DIRECTIONS ▸
Write out the opening lines of the data word for word, up to and including the line with "2h6.8v6.8L8.9 6.7C6.7 8.5", and leave every picture and every later line out.

RECORDED DATA ▸
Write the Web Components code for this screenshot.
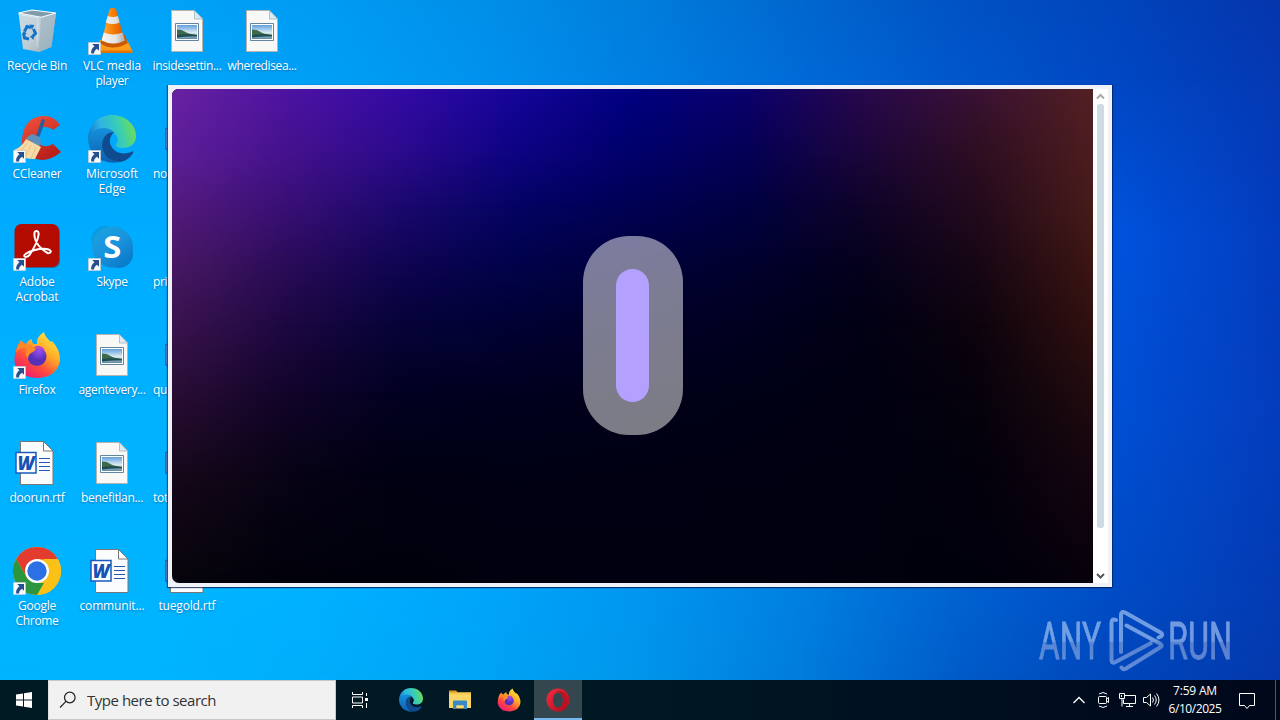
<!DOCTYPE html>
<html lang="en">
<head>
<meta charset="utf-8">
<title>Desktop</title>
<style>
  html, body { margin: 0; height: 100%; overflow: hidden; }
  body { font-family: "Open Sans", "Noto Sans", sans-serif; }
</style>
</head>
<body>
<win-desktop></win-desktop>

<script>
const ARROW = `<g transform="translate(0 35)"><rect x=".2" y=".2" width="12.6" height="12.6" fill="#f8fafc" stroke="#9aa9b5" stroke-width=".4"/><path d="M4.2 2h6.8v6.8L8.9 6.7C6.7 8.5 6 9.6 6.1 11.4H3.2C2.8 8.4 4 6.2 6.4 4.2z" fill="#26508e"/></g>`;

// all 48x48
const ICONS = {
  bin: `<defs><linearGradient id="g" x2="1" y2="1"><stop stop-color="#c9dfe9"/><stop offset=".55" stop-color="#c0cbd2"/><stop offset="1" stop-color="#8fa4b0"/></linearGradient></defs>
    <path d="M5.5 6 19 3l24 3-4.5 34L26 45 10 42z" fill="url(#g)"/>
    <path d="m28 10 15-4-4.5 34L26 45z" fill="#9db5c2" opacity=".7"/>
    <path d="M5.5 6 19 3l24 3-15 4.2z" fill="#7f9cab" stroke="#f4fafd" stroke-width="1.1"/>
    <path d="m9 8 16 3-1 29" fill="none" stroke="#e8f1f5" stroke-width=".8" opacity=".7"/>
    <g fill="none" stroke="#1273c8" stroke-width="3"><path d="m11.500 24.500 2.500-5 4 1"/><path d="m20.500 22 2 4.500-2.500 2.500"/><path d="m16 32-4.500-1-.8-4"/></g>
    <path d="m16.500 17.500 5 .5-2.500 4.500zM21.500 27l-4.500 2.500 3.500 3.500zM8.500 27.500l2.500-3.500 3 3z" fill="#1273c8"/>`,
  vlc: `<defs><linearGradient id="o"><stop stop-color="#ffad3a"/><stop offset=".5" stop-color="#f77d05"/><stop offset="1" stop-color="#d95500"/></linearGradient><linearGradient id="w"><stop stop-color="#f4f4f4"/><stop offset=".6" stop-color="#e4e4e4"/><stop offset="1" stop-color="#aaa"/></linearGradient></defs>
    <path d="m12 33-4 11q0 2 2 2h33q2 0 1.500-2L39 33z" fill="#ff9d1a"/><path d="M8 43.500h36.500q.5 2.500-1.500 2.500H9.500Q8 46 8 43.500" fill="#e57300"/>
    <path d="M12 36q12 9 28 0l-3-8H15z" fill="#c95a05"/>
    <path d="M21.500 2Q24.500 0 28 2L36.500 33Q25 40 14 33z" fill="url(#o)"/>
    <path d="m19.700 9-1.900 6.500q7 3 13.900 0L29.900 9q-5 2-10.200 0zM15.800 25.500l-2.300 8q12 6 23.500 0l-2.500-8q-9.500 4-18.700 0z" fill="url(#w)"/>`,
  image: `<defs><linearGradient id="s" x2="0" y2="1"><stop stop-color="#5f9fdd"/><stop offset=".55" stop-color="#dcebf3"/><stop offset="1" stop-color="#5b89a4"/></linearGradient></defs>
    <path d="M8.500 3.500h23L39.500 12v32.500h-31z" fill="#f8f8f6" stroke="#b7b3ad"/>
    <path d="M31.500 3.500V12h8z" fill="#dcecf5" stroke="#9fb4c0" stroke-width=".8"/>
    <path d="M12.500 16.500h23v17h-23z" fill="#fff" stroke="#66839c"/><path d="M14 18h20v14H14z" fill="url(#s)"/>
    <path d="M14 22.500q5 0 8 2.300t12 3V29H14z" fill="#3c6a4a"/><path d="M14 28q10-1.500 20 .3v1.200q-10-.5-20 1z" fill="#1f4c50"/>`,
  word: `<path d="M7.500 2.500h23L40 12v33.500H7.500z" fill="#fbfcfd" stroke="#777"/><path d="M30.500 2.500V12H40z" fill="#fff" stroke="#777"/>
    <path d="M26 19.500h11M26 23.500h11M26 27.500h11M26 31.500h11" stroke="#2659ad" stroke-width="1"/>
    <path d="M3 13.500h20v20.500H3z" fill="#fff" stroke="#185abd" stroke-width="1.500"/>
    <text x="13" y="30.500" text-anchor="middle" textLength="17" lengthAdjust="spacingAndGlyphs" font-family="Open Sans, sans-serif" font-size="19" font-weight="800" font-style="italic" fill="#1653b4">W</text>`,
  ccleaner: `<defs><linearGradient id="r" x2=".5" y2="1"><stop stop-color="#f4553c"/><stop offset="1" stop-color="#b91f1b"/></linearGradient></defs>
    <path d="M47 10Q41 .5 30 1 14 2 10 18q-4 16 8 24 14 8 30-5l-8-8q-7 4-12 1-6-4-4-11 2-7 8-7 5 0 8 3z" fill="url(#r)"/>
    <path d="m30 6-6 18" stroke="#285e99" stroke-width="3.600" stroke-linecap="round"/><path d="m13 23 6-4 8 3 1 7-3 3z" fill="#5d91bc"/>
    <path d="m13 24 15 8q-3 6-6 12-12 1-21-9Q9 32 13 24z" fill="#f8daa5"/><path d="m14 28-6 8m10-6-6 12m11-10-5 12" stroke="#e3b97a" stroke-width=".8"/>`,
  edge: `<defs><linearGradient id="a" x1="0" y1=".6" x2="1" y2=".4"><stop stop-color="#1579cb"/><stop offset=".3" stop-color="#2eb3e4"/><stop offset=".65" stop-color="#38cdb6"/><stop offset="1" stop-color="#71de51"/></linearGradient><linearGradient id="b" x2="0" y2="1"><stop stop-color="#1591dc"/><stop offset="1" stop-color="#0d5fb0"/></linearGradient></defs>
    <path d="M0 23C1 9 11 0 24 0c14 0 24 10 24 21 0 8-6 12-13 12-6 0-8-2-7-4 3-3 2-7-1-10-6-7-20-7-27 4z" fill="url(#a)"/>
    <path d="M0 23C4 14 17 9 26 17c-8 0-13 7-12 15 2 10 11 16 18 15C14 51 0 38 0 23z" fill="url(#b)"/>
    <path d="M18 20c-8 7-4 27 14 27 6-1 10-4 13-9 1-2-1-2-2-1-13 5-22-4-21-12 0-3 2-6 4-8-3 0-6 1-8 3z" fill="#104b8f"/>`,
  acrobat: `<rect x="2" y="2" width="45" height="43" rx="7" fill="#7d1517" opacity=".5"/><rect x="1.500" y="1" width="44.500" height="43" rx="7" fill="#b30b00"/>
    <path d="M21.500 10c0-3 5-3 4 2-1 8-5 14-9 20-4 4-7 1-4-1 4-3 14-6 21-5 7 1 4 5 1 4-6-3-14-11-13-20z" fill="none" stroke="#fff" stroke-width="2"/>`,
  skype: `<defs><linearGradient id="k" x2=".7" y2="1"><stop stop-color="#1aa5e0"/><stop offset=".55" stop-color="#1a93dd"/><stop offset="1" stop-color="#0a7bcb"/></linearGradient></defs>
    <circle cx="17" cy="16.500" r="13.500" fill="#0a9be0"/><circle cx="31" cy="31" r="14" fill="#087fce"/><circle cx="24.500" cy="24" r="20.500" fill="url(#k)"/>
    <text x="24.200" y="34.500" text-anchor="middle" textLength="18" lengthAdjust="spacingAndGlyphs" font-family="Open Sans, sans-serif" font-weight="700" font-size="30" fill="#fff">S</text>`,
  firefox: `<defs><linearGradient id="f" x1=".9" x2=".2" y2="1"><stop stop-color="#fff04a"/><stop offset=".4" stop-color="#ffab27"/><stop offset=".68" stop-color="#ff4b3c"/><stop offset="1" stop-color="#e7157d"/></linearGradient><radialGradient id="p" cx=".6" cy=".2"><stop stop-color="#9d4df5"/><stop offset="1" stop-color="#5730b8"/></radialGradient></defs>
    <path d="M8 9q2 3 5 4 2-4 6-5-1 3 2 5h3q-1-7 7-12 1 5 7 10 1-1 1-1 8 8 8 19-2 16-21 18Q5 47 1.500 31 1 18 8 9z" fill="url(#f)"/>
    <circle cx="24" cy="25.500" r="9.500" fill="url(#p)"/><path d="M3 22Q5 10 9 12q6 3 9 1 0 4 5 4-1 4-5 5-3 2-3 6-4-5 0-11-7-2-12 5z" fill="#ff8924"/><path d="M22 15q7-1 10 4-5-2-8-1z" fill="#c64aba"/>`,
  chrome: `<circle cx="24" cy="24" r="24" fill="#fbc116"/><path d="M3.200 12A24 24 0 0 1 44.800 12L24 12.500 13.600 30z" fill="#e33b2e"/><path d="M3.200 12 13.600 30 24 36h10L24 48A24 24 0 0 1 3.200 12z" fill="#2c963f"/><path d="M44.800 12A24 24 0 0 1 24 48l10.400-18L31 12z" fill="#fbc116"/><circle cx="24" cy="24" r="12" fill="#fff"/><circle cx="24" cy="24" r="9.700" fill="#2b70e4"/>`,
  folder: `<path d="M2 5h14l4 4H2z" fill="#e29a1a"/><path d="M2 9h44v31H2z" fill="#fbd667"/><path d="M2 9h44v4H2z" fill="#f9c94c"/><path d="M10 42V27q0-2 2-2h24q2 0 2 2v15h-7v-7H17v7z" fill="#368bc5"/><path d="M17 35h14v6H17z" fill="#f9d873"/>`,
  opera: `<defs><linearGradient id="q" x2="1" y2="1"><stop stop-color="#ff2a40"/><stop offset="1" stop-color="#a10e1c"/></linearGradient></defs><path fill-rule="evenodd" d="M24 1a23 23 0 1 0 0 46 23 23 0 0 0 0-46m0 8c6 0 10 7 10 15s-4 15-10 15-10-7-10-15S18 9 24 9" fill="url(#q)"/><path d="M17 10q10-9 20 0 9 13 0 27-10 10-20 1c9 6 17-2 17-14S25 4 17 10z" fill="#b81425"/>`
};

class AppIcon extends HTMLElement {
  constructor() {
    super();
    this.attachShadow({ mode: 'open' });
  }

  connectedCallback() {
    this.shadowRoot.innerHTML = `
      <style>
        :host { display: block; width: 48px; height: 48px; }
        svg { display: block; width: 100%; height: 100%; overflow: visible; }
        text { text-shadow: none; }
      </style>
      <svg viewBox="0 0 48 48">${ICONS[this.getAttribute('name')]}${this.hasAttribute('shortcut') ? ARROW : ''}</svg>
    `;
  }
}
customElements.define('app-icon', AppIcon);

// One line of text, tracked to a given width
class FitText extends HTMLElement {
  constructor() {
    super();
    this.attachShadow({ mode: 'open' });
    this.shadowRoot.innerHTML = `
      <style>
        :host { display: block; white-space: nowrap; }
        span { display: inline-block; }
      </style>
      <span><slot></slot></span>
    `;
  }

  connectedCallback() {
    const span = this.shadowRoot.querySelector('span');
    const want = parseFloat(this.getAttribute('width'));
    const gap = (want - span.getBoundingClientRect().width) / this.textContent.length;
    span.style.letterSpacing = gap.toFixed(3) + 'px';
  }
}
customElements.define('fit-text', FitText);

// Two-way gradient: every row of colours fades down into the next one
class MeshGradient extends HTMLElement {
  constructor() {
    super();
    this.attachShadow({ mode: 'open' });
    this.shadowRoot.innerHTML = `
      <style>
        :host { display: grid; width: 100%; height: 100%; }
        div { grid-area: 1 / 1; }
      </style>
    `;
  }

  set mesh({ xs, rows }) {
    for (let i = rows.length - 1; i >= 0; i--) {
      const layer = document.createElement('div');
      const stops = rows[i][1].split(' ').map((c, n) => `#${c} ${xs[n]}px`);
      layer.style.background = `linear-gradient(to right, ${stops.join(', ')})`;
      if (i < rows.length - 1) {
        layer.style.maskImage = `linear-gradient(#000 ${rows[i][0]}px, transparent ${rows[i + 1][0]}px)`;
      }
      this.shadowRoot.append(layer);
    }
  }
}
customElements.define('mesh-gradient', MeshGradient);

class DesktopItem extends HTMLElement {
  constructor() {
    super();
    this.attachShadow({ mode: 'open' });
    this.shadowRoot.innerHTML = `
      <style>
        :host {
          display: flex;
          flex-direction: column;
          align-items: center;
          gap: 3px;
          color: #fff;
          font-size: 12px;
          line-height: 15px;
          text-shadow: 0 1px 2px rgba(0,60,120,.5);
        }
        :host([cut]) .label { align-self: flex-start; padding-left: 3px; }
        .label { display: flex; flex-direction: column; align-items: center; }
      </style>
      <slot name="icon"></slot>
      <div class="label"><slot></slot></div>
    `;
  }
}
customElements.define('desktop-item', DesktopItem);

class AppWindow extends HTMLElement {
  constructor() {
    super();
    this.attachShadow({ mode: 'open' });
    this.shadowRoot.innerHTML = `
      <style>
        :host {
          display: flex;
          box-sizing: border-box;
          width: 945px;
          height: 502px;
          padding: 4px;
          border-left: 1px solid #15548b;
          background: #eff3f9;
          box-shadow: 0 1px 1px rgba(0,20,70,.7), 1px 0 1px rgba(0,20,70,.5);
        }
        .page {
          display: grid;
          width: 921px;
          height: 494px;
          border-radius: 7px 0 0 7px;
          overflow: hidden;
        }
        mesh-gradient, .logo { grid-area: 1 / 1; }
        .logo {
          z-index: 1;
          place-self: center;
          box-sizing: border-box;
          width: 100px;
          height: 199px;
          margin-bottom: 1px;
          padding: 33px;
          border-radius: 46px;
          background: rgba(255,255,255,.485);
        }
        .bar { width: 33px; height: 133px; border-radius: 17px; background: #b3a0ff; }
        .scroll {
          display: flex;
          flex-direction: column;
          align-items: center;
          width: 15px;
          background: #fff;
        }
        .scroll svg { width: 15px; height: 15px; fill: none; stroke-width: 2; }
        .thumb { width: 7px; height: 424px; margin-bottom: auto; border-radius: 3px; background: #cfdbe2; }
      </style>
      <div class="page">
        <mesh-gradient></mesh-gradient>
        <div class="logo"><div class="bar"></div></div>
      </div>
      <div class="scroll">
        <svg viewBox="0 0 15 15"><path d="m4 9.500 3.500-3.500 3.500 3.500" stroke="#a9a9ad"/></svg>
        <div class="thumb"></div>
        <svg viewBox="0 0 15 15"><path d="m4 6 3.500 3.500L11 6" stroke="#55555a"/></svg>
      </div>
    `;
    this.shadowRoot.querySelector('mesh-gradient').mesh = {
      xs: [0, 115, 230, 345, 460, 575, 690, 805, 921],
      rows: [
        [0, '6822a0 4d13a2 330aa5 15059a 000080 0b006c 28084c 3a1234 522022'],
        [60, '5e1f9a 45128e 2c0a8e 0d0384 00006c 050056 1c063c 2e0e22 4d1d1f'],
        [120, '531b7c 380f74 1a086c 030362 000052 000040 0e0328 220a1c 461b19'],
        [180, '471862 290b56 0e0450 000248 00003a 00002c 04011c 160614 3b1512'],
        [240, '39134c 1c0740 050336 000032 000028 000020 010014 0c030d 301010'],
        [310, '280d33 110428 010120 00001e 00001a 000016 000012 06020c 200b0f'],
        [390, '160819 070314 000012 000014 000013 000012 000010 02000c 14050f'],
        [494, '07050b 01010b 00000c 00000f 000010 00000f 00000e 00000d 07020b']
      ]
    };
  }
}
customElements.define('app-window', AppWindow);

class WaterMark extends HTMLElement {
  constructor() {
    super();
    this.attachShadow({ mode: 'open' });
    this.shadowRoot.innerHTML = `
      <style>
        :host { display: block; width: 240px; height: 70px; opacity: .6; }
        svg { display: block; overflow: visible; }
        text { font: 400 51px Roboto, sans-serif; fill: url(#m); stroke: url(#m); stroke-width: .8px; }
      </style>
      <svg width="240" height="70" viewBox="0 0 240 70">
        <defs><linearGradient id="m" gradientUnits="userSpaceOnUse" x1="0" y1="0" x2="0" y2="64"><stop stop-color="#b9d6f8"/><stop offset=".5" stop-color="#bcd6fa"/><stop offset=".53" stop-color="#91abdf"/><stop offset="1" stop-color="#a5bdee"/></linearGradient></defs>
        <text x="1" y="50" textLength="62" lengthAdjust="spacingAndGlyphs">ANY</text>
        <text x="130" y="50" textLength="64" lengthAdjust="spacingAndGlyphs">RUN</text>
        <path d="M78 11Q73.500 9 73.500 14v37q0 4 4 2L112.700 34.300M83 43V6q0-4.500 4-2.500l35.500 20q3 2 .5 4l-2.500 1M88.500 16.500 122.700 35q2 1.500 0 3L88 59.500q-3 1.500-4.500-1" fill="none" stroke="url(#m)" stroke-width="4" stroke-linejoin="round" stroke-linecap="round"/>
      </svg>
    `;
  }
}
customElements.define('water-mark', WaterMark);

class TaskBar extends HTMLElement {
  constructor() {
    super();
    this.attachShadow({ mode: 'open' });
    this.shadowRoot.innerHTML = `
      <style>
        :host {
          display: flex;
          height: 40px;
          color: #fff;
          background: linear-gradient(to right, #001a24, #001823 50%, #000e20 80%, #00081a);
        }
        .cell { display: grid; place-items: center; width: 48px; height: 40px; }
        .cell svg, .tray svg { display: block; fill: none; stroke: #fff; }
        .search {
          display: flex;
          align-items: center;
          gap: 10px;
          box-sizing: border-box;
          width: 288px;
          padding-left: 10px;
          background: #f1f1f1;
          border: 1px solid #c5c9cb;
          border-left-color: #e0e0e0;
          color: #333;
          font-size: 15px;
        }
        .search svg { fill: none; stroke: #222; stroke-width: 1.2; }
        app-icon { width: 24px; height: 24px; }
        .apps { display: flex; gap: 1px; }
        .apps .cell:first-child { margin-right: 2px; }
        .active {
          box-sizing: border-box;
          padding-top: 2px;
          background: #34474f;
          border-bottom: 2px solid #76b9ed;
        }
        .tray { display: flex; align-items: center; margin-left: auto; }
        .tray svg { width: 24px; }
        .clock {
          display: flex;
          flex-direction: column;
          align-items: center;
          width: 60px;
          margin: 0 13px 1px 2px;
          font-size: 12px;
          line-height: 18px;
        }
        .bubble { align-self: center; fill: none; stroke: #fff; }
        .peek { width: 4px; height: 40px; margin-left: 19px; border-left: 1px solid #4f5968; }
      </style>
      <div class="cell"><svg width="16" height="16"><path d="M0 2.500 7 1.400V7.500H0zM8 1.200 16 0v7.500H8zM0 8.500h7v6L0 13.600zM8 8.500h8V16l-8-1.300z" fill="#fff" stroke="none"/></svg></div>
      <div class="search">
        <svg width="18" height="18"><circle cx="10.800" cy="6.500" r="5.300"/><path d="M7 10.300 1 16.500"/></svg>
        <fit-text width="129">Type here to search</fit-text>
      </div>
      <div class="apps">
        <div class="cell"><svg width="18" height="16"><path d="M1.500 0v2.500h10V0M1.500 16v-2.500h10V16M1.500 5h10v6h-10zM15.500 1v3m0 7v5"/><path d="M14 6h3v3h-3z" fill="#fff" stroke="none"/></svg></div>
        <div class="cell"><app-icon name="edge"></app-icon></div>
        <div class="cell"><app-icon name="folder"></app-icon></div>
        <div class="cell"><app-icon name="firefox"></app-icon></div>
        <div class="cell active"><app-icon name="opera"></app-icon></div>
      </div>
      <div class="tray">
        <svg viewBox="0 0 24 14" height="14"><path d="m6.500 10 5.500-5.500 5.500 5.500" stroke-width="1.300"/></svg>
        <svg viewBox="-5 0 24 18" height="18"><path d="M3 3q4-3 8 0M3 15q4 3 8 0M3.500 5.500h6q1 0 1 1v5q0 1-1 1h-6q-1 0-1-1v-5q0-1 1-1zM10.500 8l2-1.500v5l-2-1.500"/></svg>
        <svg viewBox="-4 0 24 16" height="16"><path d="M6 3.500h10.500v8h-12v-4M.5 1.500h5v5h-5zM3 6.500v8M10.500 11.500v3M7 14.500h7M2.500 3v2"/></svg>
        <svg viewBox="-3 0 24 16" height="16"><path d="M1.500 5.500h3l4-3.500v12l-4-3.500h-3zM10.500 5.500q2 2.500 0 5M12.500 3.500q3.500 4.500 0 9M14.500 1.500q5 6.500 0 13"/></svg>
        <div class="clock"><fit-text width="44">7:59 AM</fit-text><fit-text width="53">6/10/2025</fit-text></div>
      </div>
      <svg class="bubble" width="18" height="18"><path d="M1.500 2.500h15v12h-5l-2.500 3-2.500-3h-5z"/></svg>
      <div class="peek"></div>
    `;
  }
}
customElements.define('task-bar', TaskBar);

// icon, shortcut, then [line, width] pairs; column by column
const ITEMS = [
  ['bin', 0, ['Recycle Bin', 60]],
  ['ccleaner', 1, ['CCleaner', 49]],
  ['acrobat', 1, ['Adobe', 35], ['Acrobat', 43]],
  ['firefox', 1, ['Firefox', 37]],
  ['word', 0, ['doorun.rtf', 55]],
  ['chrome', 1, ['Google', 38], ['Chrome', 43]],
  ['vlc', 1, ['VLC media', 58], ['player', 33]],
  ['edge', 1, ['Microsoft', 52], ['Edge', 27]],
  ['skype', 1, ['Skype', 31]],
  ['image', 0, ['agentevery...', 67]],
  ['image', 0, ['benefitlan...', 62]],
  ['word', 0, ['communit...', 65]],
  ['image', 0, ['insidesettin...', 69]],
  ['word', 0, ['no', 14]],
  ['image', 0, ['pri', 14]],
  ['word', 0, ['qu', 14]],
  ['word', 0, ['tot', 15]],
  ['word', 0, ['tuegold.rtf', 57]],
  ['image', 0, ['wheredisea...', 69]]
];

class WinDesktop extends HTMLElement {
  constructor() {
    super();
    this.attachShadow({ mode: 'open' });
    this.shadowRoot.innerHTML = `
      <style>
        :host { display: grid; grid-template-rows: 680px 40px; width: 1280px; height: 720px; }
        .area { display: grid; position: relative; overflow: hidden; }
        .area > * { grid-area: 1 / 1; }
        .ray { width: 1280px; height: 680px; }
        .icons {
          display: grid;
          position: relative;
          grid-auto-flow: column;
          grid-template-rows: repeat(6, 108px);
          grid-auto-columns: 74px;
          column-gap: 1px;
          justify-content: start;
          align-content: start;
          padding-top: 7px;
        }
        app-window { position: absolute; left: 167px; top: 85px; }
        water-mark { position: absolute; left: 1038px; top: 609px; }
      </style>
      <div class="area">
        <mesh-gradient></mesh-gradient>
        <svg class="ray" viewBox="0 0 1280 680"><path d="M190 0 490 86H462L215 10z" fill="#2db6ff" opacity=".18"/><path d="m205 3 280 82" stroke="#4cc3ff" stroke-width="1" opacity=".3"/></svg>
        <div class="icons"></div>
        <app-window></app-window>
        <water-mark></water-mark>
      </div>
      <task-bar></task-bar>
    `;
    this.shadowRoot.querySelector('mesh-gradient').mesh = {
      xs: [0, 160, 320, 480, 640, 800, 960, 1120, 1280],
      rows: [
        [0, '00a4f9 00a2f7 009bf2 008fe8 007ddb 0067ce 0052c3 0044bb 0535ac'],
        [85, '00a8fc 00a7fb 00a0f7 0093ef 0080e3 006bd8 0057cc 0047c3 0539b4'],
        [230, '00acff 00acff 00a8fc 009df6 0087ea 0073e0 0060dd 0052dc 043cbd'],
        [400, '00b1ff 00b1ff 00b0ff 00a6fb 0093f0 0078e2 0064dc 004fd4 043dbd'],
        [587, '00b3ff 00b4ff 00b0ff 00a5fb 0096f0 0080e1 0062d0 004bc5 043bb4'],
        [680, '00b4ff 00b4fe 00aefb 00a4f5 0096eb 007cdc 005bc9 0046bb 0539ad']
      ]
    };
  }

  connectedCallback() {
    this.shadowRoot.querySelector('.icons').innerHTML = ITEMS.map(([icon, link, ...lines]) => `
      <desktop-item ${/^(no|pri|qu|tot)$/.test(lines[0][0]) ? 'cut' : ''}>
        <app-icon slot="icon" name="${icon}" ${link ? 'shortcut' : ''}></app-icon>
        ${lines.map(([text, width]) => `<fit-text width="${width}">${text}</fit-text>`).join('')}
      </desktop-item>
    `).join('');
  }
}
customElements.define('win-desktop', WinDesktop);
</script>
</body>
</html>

RESULT ▸
Write the Web Components code for this screenshot.
<!DOCTYPE html>
<html lang="en">
<head>
<meta charset="utf-8">
<title>Desktop</title>
<style>
  html, body { margin: 0; height: 100%; overflow: hidden; }
  body { font-family: "Open Sans", "Noto Sans", sans-serif; }
</style>
</head>
<body>
<win-desktop></win-desktop>

<script>
const ARROW = `<g transform="translate(0 35)"><rect x=".2" y=".2" width="12.6" height="12.6" fill="#f8fafc" stroke="#9aa9b5" stroke-width=".4"/><path d="M4.2 2h6.8v6.8L8.9 6.7C6.7 8.5 6 9.6 6.1 11.4H3.2C2.8 8.4 4 6.2 6.4 4.2z" fill="#26508e"/></g>`;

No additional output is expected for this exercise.